The Legend of Bagger Vance, directed by Robert Redford from the best seller by Steven Pressfield, is really not so bad as long as you go in expecting a load of burnished New Age drivel. The movie is about a former Savannah, Ga., golf champ who watches his buddies slaughtered in World War I and loses his faith in order and meaning in the universe—thus “losing his swing.” He creeps back home, becomes a drunk, and spends the next 15 years in morbid dissolution. This washed-up alcoholic is played by Matt Damon, who hasn’t seen 30—he must have won his matches when he was 9.

Anyway, a caddy called Bagger Vance (Will Smith) emerges from the shadows of night to razz him with Zen homilies into getting his swing—i.e., his faith—back in time for a big-deal tournament with the two most revered golfers of the Depression era, Bobby Jones (Joel Gretsch) and Walter Hagen (Bruce McGill). In the course of the film, Bagger explains that your grip on your club is like your grip on the world and that the rhythm of the game is the rhythm of life, and if that doesn’t set off your metaphor detector (mine was sounding like a car alarm), he also explains that you don’t choose the perfect shot—that it already exists and you just have to get out of the way and let it choose you.

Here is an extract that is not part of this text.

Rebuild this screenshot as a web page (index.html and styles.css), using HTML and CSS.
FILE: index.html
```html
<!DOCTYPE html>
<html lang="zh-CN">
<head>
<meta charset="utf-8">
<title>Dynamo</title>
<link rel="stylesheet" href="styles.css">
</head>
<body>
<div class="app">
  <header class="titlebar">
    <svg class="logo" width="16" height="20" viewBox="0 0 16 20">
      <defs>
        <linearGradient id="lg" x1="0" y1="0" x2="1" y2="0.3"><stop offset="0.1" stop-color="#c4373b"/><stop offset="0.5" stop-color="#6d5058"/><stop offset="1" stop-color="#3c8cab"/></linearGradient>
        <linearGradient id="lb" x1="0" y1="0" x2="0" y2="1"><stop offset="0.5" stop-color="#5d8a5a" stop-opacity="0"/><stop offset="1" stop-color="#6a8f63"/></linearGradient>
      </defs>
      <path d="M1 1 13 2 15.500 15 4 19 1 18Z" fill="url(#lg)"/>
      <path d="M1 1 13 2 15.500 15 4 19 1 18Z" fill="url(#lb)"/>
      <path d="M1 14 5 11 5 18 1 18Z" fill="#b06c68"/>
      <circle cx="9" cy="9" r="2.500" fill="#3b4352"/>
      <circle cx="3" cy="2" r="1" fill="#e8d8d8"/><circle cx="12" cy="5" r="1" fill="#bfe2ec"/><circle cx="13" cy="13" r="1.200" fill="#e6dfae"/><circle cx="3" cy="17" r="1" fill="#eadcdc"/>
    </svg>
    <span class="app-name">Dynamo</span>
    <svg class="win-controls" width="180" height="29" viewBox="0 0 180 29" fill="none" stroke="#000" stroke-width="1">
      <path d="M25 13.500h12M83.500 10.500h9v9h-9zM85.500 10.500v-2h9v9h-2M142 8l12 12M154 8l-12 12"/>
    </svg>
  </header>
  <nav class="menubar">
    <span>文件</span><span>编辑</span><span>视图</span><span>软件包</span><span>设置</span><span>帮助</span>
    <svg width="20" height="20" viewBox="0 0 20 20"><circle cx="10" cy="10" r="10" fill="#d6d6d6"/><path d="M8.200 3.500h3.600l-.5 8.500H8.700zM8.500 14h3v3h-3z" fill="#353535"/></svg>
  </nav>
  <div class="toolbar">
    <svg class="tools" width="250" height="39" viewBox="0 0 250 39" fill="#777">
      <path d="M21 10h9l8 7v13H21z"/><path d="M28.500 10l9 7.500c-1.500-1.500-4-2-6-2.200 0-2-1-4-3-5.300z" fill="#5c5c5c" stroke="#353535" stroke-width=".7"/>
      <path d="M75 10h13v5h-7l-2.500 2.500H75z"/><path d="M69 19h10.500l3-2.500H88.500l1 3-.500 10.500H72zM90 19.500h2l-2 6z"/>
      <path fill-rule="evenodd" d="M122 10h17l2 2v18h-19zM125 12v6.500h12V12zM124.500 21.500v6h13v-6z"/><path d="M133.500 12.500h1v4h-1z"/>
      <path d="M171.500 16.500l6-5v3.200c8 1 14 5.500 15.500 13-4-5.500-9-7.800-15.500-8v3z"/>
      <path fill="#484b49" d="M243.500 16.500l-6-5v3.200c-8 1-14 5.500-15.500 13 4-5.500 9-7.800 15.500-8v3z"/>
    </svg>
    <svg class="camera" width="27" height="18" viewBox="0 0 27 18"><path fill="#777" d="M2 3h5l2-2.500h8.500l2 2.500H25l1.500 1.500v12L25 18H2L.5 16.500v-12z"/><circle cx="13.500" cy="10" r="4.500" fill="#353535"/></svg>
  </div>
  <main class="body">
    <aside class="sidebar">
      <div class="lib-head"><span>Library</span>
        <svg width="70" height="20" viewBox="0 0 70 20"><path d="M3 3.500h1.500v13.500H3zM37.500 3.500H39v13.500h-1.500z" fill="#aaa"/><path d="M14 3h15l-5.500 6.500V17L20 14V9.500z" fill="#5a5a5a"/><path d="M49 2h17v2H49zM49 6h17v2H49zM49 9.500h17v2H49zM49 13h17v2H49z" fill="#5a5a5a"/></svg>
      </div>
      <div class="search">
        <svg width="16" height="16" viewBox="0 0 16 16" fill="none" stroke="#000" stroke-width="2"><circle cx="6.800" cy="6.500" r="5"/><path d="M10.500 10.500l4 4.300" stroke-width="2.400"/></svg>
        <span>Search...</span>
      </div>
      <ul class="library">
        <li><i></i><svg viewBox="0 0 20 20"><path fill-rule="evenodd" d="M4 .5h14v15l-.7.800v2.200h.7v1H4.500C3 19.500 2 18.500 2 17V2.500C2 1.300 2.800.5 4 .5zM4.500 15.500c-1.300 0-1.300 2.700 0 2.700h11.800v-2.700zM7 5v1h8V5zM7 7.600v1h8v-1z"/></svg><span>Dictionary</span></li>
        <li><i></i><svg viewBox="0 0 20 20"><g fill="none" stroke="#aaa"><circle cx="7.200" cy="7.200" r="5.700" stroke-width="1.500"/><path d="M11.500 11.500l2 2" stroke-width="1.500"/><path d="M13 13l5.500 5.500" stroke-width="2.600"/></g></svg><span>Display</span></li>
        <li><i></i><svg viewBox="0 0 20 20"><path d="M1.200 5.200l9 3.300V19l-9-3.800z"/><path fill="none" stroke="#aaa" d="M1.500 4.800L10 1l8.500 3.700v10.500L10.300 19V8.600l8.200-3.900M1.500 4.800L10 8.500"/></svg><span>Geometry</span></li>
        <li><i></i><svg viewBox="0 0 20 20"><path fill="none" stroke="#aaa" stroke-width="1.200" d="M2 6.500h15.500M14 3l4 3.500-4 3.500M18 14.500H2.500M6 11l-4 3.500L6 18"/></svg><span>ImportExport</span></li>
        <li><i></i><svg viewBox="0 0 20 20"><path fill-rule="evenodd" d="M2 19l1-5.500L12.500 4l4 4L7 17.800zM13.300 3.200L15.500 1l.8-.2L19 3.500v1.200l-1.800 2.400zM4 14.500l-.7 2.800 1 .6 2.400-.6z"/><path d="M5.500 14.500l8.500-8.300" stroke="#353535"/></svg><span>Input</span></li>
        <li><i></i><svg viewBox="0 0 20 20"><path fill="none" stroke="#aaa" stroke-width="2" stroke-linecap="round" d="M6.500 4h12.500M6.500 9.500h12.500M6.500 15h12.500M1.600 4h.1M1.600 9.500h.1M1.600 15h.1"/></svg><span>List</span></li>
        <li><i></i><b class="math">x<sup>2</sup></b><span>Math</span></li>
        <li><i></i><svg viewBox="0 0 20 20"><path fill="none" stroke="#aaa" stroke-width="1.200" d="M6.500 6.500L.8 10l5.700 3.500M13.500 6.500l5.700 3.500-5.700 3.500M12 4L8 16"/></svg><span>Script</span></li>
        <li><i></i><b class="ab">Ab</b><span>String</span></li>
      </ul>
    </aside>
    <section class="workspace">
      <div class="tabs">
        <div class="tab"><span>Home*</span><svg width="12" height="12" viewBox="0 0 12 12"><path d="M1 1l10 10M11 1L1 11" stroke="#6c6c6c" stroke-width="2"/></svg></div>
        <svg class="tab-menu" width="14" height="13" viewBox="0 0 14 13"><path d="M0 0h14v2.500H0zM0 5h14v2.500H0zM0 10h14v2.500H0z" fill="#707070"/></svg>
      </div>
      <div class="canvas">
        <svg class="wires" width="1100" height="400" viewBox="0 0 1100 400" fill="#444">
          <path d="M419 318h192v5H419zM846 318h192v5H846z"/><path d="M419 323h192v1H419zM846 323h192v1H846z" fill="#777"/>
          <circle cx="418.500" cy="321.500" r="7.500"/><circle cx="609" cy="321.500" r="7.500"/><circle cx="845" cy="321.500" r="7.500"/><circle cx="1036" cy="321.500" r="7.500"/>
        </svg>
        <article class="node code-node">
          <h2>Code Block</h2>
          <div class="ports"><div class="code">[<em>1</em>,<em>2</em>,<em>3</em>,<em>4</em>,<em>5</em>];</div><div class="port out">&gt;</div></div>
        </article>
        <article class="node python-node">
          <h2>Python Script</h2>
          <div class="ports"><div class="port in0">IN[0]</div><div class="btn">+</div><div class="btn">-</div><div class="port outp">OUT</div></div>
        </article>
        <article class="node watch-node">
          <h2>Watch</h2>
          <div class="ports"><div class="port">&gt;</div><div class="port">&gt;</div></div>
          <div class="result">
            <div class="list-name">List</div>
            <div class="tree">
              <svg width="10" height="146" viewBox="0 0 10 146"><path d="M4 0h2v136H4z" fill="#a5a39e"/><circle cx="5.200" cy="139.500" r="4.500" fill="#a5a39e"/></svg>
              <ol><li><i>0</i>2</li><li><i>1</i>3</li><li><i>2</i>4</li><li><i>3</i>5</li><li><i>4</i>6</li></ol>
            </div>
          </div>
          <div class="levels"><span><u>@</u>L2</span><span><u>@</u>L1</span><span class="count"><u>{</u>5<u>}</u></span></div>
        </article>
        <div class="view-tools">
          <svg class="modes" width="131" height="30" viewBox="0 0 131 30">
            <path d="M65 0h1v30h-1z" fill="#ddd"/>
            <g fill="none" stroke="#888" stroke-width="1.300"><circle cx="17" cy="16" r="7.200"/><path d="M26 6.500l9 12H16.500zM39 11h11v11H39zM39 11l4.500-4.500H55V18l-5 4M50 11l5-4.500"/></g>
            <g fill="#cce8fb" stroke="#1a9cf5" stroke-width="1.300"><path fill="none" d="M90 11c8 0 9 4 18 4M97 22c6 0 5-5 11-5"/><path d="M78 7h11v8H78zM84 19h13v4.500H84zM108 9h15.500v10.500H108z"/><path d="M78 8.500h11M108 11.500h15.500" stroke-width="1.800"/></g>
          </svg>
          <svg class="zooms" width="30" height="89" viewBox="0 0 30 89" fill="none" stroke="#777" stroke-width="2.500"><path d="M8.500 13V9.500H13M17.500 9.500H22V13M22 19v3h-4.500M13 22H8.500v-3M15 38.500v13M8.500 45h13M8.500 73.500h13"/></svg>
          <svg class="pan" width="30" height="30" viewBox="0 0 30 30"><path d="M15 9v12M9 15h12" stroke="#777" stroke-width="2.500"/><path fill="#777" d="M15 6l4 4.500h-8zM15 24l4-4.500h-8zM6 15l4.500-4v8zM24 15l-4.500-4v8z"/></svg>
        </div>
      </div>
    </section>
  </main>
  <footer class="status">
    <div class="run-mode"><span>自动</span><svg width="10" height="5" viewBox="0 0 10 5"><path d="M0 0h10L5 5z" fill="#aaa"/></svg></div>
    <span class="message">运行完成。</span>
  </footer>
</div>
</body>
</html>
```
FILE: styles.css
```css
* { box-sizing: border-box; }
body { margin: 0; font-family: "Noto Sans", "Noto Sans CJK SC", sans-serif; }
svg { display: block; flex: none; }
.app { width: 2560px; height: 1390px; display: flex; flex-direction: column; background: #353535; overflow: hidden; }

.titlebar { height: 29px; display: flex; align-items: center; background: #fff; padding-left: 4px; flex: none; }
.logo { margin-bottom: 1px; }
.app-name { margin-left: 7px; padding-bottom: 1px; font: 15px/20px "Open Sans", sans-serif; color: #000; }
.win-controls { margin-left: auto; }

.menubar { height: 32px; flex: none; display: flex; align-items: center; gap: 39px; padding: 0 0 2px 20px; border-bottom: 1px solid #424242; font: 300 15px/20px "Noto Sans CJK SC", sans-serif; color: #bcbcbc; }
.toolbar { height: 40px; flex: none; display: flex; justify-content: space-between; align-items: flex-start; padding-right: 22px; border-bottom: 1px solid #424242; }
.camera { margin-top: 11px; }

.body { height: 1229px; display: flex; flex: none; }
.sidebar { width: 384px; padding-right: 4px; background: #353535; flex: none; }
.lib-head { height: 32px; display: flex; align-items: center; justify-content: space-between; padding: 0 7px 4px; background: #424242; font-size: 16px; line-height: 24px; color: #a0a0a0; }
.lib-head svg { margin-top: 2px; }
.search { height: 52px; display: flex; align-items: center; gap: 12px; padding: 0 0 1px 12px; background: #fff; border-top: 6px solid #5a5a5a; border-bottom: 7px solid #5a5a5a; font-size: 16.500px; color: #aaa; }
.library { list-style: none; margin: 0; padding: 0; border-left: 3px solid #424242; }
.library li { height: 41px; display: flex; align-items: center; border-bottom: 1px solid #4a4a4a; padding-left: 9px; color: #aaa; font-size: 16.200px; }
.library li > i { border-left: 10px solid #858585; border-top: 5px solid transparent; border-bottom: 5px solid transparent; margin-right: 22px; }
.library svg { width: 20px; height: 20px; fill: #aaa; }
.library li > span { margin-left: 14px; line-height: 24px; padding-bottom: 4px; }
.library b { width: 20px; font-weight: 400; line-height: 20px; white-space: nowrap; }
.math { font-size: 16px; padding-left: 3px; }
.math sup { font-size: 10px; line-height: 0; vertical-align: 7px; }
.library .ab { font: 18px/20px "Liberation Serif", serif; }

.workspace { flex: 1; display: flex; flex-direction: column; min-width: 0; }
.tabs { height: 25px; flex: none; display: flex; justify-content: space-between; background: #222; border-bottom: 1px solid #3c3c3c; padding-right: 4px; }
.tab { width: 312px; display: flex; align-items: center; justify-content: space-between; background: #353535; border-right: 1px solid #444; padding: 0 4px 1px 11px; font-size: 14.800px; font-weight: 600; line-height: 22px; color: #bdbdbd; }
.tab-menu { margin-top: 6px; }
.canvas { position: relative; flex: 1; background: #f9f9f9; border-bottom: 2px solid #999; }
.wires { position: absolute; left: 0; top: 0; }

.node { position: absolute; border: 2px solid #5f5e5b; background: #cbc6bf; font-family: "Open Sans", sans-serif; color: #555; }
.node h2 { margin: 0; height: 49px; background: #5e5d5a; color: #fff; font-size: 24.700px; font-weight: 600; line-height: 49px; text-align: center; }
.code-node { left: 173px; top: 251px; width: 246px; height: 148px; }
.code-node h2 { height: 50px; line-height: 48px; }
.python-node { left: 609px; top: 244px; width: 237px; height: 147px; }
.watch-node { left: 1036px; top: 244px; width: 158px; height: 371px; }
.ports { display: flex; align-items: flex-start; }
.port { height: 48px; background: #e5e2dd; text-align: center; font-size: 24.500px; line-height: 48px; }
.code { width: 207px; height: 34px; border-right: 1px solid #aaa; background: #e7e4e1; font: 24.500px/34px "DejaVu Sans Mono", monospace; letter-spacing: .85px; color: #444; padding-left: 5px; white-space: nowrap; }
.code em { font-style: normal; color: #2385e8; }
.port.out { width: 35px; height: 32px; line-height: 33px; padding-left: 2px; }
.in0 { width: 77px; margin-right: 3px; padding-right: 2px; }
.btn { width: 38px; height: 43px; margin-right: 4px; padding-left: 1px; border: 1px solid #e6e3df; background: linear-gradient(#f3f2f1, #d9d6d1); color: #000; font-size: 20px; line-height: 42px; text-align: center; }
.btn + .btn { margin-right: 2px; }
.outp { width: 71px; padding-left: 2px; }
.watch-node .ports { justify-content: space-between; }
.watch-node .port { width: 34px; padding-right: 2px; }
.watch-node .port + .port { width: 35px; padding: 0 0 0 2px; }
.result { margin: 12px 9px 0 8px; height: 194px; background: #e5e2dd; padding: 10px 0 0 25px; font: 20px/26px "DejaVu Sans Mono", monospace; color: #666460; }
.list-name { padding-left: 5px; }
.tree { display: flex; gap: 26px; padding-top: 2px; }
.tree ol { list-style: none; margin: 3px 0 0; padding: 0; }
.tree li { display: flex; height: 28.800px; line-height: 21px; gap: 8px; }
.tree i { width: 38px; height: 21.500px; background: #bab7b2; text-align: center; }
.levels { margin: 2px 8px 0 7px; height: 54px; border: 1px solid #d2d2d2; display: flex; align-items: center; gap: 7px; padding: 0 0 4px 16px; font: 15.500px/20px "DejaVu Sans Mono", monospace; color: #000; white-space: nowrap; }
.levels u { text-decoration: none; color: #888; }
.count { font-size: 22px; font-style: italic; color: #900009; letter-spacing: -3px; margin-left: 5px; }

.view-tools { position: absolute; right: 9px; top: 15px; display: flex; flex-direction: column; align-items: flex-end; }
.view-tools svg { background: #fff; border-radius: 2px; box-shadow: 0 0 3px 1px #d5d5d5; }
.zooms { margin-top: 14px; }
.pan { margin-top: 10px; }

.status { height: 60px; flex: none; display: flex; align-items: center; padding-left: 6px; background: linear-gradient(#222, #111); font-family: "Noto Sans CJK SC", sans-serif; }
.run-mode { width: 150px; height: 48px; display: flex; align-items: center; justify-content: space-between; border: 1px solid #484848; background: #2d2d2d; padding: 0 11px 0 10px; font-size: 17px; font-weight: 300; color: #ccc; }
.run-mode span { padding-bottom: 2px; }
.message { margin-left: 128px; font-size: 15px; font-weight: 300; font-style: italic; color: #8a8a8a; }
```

It would be easy to snicker at this worldview, but most great athletes have a touch of Zen in their outlook—they know that they can’t compete with nature, that at the moment of action they have to stop deliberating and go with the grain of the universe. What throws me out of the movie isn’t so much the smiling pantheistic black Obi-Wan (although he’ll drive Spike Lee crazy) or even the idea that you can’t swing a golf club without faith in the oneness of everything. It’s Redford’s hambone filmmaking. It’s those Norman Rockwell compositions and period costumes that look like period costumes. It’s the mystical sunsets and the godlike white light. It’s how, when Damon finally gets in “perfect harmony with the field,” he connects in a shimmering Dolbyized whoooooosh and then we suddenly get a choir of angels and the ball’s-eye-view as it arcs heavenward.

Has Redford always been so square? Apart from Charlize Theron in the first half-hour—she’s delightfully brazen when she has to take on the Savannah town elders to get her golf match going—the movie is one dead, overcomposed scene after another. As a director, Redford makes the most obvious conceivable choices. He must have thought that too much imagination would get in the way—that he should just let the perfect film shot choose him. Evidently, the universe has seen a lot of bad movies.

The Yards won’t be around much longer, but this slow, quiet film doesn’t deserve its slow, quiet death. James Gray’s bleak and fitfully impressive drama revolves around a young New York parolee, Leo (Mark Wahlberg), who is unwittingly drawn into the thicket of corruption that attends the awarding of city contracts. Early on, Leo sits outside the office of his Uncle Frank (James Caan), who owns a plant that manufactures subway parts, and glimpses through his door the grave politicians making their hush-hush deals. In the background, you can hear the echo of machinery and loudspeakers and the distant rumble of trains—an omnipresent sound. The milieu is a character here: The air itself is so heavy that light can barely pass through, and Leo moves like a groggy somnambulist. Needing money to support his frail, impoverished mother (Ellen Burstyn), he ends up trailing after his old pal and uncle’s chief palm-greaser, Willie (Joaquin Phoenix), from whom he learns the art of building a business in an unjust world. He follows Willie and a gang of thugs to the Sunnyside, Queens, subway yards, where they routinely sabotage their competitors’ trains to make sure that the next contract goes to them. What happens in the yards is a turning point—an act of bloodshed that makes Willie a fugitive from his own family.

This is not a Quentin Tarantino gangster picture. Its score, by Howard Shore, is classical; its tone yearning and melancholy; its action unsensational. Gray works studiously to avoid being lurid or trashy. Maybe a little too studiously: Wahlberg’s Leo is such a plodding, impassive, fundamentally decent prole that The Yards doesn’t achieve the intensity it might have had if he’d been momentarily seduced by the promise of wealth. But the payoff for the audience is the excitement of a drama without villains, in which the bad guys seem as trapped in a forest of corruption as the good ones, and the hero—like Terry Malloy (Marlon Brando) in On the Waterfront (1954)—is the one who has the courage to exercise free will. The cast could hardly be better, especially Charlize Theron as Leo’s heartbreaker of a cousin, who somehow clings to a vision of goodness amid the murk. Most haunting of all is Caan, who has never given a performance this layered. His Frank has a big house in Jamaica Estates and clearly loves the good life: the dark paneling and big leather easy chairs and the fat cats who at civic functions firmly clasp his hand. He’s a man whose corruption is so casual that when he’s called on to do something truly and flagrantly awful, he can’t bring himself to do it. He turns out to be the biggest somnambulist of all.